Twin engine turbocharged Hyundai Coupe

If you’ve watched The Fast and the Furious: Tokyo Drift, you would remember this scene where someone said he wouldn’t want his machai to be seen going around in a Hyundai. Well, I don’t think he’d mind this particular Hyundai. This Hyundai Tiburon (known on our market as the Hyundai Coupe) has two engines, both 2.0 liter turbocharged engines. You have one at the front making 309hp, and one at the back making 317hp, resulting in a total of over 600 horses and a technically an all wheel drive system. It does the quarter mile in 10.95 seconds on street tyres.
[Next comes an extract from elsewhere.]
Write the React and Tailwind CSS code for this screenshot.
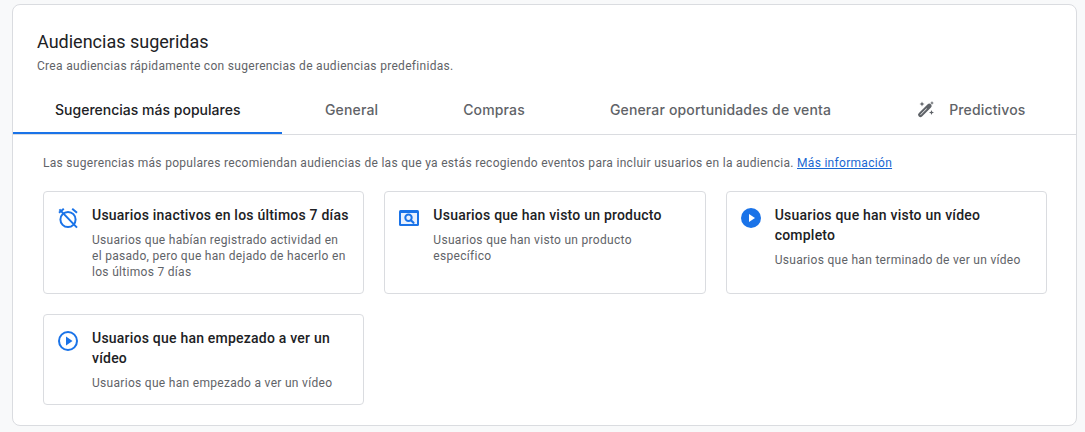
import React from 'react';

const AlarmOffIcon = () => (
  <svg viewBox="0 0 24 24" className="w-6 h-6 text-[#1a73e8]" fill="none" stroke="currentColor" strokeWidth="2">
    <circle cx="12" cy="13.5" r="7.6" />
    <path d="M3 6.8L7.8 2.8M21 6.8L16.2 2.8M3.4 3.4L21 21.6" />
  </svg>
);

const ProductSearchIcon = () => (
  <svg viewBox="0 0 24 24" className="w-6 h-6 text-[#1a73e8]" fill="none">
    <rect x="2" y="4" width="20" height="16" rx="1.5" fill="currentColor" />
    <rect x="4" y="7" width="16" height="11" fill="#e8f0fe" />
    <circle cx="11.5" cy="11.8" r="3.2" stroke="currentColor" strokeWidth="2" />
    <path d="M13.9 14.2l2.6 2.6" stroke="currentColor" strokeWidth="2.2" strokeLinecap="round" />
  </svg>
);

const PlayFilledIcon = () => (
  <svg viewBox="0 0 24 24" className="w-6 h-6 text-[#1a73e8]" fill="currentColor">
    <circle cx="12" cy="12" r="10" />
    <path d="M10 8v8l6-4z" fill="#fff" />
  </svg>
);

const PlayOutlineIcon = () => (
  <svg viewBox="0 0 24 24" className="w-6 h-6 text-[#1a73e8]" fill="none">
    <circle cx="12" cy="12" r="9" stroke="currentColor" strokeWidth="2" />
    <path d="M10 7.5v9l6.5-4.5z" fill="currentColor" />
  </svg>
);

const WandIcon = () => (
  <svg viewBox="0 0 24 24" className="w-6 h-6 text-[#5f6368]" fill="currentColor">
    <path d="M15.7 6.2a2.2 2.2 0 0 1 3.1 0l.2.2a2.2 2.2 0 0 1 0 3.1L10 18.5a2.2 2.2 0 0 1-3.1 0l-.2-.2a2.2 2.2 0 0 1 0-3.1zm-1.2 4.1L8.3 16.5l.4.4 6.2-6.2z" />
    <path d="M10 3.5l.7 1.8 1.8.7-1.8.7-.7 1.8-.7-1.8-1.8-.7 1.8-.7zM20 3l.6 1.4 1.4.6-1.4.6-.6 1.4-.6-1.4-1.4-.6 1.4-.6zM19.5 12l.7 1.8 1.8.7-1.8.7-.7 1.8-.7-1.8-1.8-.7 1.8-.7z" />
  </svg>
);

const tabs = [
  { label: 'Sugerencias más populares', active: true },
  { label: 'General' },
  { label: 'Compras' },
  { label: 'Generar oportunidades de venta' },
  { label: 'Predictivos', icon: true },
];

const cards = [
  {
    icon: <AlarmOffIcon />,
    title: 'Usuarios inactivos en los últimos 7 días',
    text: 'Usuarios que habían registrado actividad en el pasado, pero que han dejado de hacerlo en los últimos 7 días',
  },
  {
    icon: <ProductSearchIcon />,
    title: 'Usuarios que han visto un producto',
    text: 'Usuarios que han visto un producto específico',
  },
  {
    icon: <PlayFilledIcon />,
    title: 'Usuarios que han visto un vídeo completo',
    text: 'Usuarios que han terminado de ver un vídeo',
  },
  {
    icon: <PlayOutlineIcon />,
    title: 'Usuarios que han empezado a ver un vídeo',
    text: 'Usuarios que han empezado a ver un vídeo',
  },
];

const SuggestionCard = ({ icon, title, text }) => (
  <div className="flex gap-3 rounded border border-[#dadce0] bg-white pl-3 pr-[14px] py-[13px]">
    <div className="shrink-0 w-6 pt-[1px]">{icon}</div>
    <div className="min-w-0">
      <div className="text-[14px] leading-5 font-medium tracking-[0.22px] text-[#202124]">{title}</div>
      <div className="mt-[7px] text-[12px] leading-4 tracking-[0.3px] text-[#5f6368]">{text}</div>
    </div>
  </div>
);

export default function App() {
  return (
    <div className="w-[1085px] h-[432px] overflow-hidden bg-[#f8f9fa] pl-3 pr-2 pt-1 font-['Roboto',sans-serif]">
      <div className="h-[422px] rounded-lg border border-[#dadce0] bg-white">
        <div className="pl-6 pt-[25px]">
          <div className="text-[18px] leading-6 text-[#202124]">Audiencias sugeridas</div>
          <div className="mt-1 text-[12px] leading-4 tracking-[0.3px] text-[#5f6368]">
            Crea audiencias rápidamente con sugerencias de audiencias predefinidas.
          </div>
        </div>
        <div className="flex h-[61px] border-b border-[#dadce0]">
          {tabs.map((tab) => (
            <div
              key={tab.label}
              className={`flex items-center border-b-2 pt-[13px] font-['Inter',sans-serif] text-[14px] font-[450] ${
                tab.active
                  ? 'border-[#1a73e8] px-[42px] tracking-[0.01px] text-[#202124]'
                  : 'border-transparent px-[42.5px] tracking-[0.15px] text-[#5f6368]'
              }`}
            >
              {tab.icon && (
                <span className="-ml-[4px] mr-[13px]">
                  <WandIcon />
                </span>
              )}
              {tab.label}
            </div>
          ))}
        </div>
        <div className="pl-[30px] pr-[29px] pt-5">
          <div className="text-[12px] leading-4 tracking-[0.3px] text-[#5f6368]">
            Las sugerencias más populares recomiendan audiencias de las que ya estás recogiendo eventos para incluir usuarios en la audiencia.{' '}
            <span className="text-[#1967d2] underline">Más información</span>
          </div>
          <div className="mt-5 grid grid-cols-3 items-stretch gap-5">
            {cards.map((card) => (
              <SuggestionCard key={card.title} {...card} />
            ))}
          </div>
        </div>
      </div>
    </div>
  );
}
The car uses two independently controlled automatic transmissions, giving it the ability to operate in both drive and reverse at the same time! The smoke caused by the wheelspin as both engines threathen to tear the chassis apart in opposite directions guarantees a win in burnout contests effortlessly. Video after the jump.
Video: Twin engined, turbocharged all wheel drive Hyundai Coupe





July 25, 2006 @ 8:19 am
Although twin turbocharged engines sounds cool, I personally don’t think it’s wise to do so due to its cost and weight concerns. Having a single 4.0L turbocharged engine tweaked properly would attained similar power and with a 4WD system included would make the total package still lighter than two engines. But ofcourse, having two engines is great to brag about.
July 25, 2006 @ 8:27 am
Some might argue that even a 2.0L engine could be tweaked to attained over 600bhp. True but very costly to do so and normaly the torque is low by comparison to a larger cc engine. Perhaps if I quoted a 3.0L engine doing 600bhp it would be better. Anyway. it is a great achievement from the engineering point of view based on what the mods they did to the Hyundai Coupe.
July 25, 2006 @ 9:11 am
I thought paul did a typo in the title…
July 25, 2006 @ 10:03 am
two engines? twice the fuel consumption..
July 25, 2006 @ 10:16 am
[...] Paul Tan has more information on the two independently controlled automatic transmissions used and a video of the car in action. [...]
July 25, 2006 @ 10:49 am
Anyone need this monster??… 2 engines? great!!.. but not practical…
July 25, 2006 @ 10:56 am
Siaw ah!!!
July 25, 2006 @ 11:02 am
let me get this straight, 2 engines ? 1 powering front wheels and 1 powering back wheels ?
extra heavy despite the 600hp, coming into a corner and getting out of one would be hell.
July 25, 2006 @ 11:05 am
Can I be his machai….hahaha I dont mind doing his job with this car
July 25, 2006 @ 11:39 am
Cool, when if go workshop with this car and say something like “tauke, engine leaking oil lar”….the mechanic say “mana satu?” hahahaha
July 25, 2006 @ 12:17 pm
i like the concept.. use only one engine.. if that one kaput, then use the other one.. like a spare engine..
if like to drift then only use the rear engine..
nice eh..?
July 25, 2006 @ 1:47 pm
To install this setup, must take some tedious auto engineering work. I kinda wonder how they control both engine at the same time, the fuel tank etc etc…
July 25, 2006 @ 1:51 pm
There goes the tyres… haha… well, this is just for performance of course… nobody’s gonna get it for daily use. 2 engines… interesting…
July 25, 2006 @ 3:28 pm
the heaviest compact ever build
July 25, 2006 @ 4:27 pm
Dude…if you want practicality, go for a small city car…hehehe…
By the way, I’ve seen something similar done to an Audi TT…
July 25, 2006 @ 9:11 pm
turbo…
July 25, 2006 @ 11:18 pm
Twin engine?
nonsense…..really not practical but sounds good in theory….
Lame…..
July 26, 2006 @ 11:40 am
I remember a long time ago salivating over the same concept in the Volkswagen Scirocco. Now where did that go?